Although it presents a challenge, it requires you to use the same tools you bring to other disability-related accommodation requests—that is, you need to engage in the interactive process to determine how this request can be accommodated without causing your business an undue hardship. You may have to set certain boundaries and make sure that other workers’ contact is limited. You may have to allow additional breaks for the dog to walk and do what dogs do.


The things to keep in mind—as with all accommodation requests—are the job requirements so that you can analyze the situation on a case by case basis. You will need to take into account what services the animal is trained to provide. It is not a one-way street. As in all cases, employees need to recognize that the ADA’s interactive accommodation process requires a willingness for both sides to work together. You should also be aware employers can ask for documentation and information to support a request to use an animal in the workplace. This is not the case for businesses under the ADA’s public accommodation provisions.


Animals that are trained to provide specific services such as helping visually impaired workers complete their tasks or who can sense the onset of diabetic comas present one set of issues but the growing use of emotional support animals to help alleviate anxiety often pose more subtle analysis. There really are no rules as to what is acceptable or not and employers need to tread carefully when evaluating these requests.


You can require the animal to be well-behaved, house-broken and quiet. You may need to move the worker but you don’t want to isolate her because of her need to be accommodated. All of this should not be news.
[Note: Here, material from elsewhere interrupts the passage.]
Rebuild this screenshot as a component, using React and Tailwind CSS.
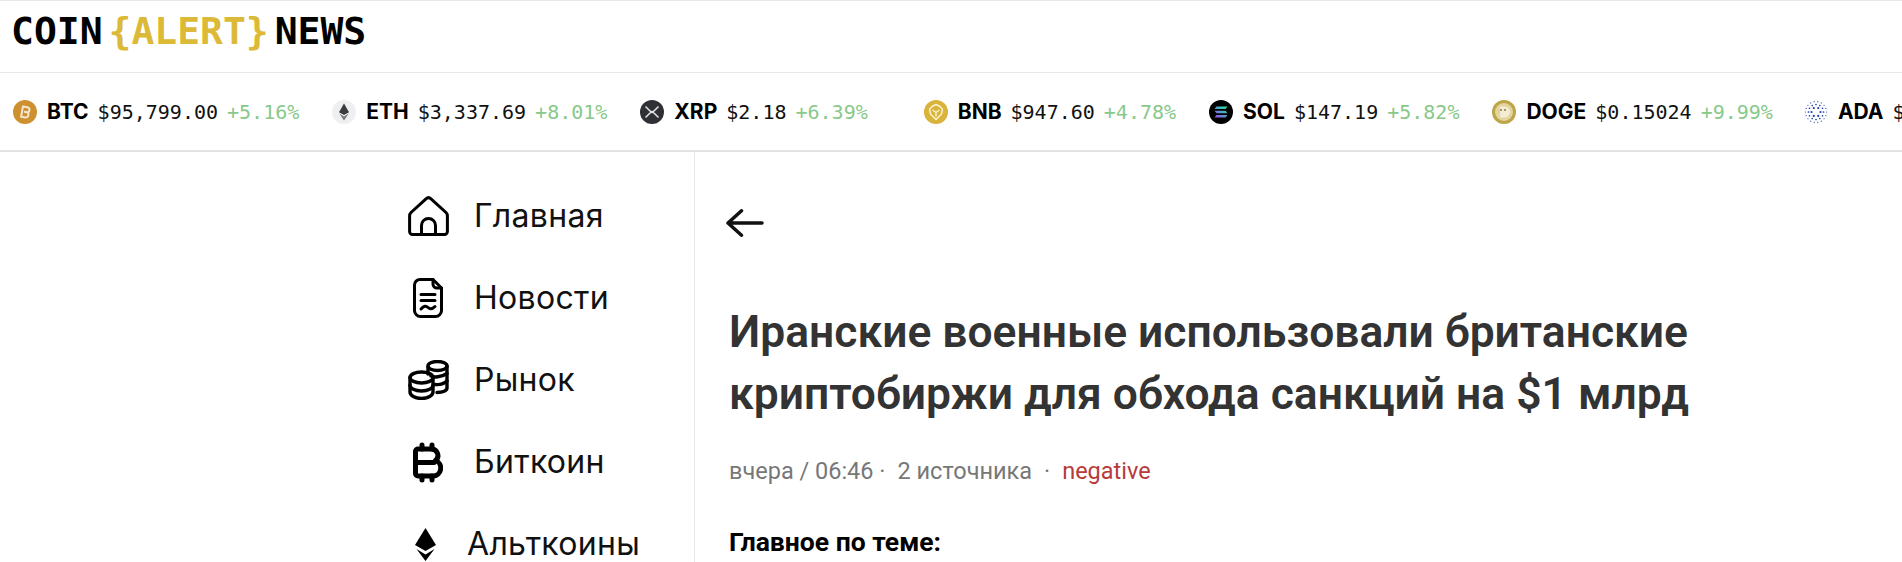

It is the same analysis you need to engage in with other requests for a disability related accommodation.


This will test your HR Superpowers but by keeping the interactive process open and using the same tools to resolve any conflicts that arise you should be alright. Not all dogs need be allowed in the workplace, but separating the Wheaton from the Mastiff is going to require a subtle analysis that should have you consulting with your employment counsel lest you end up in the dog house yourself.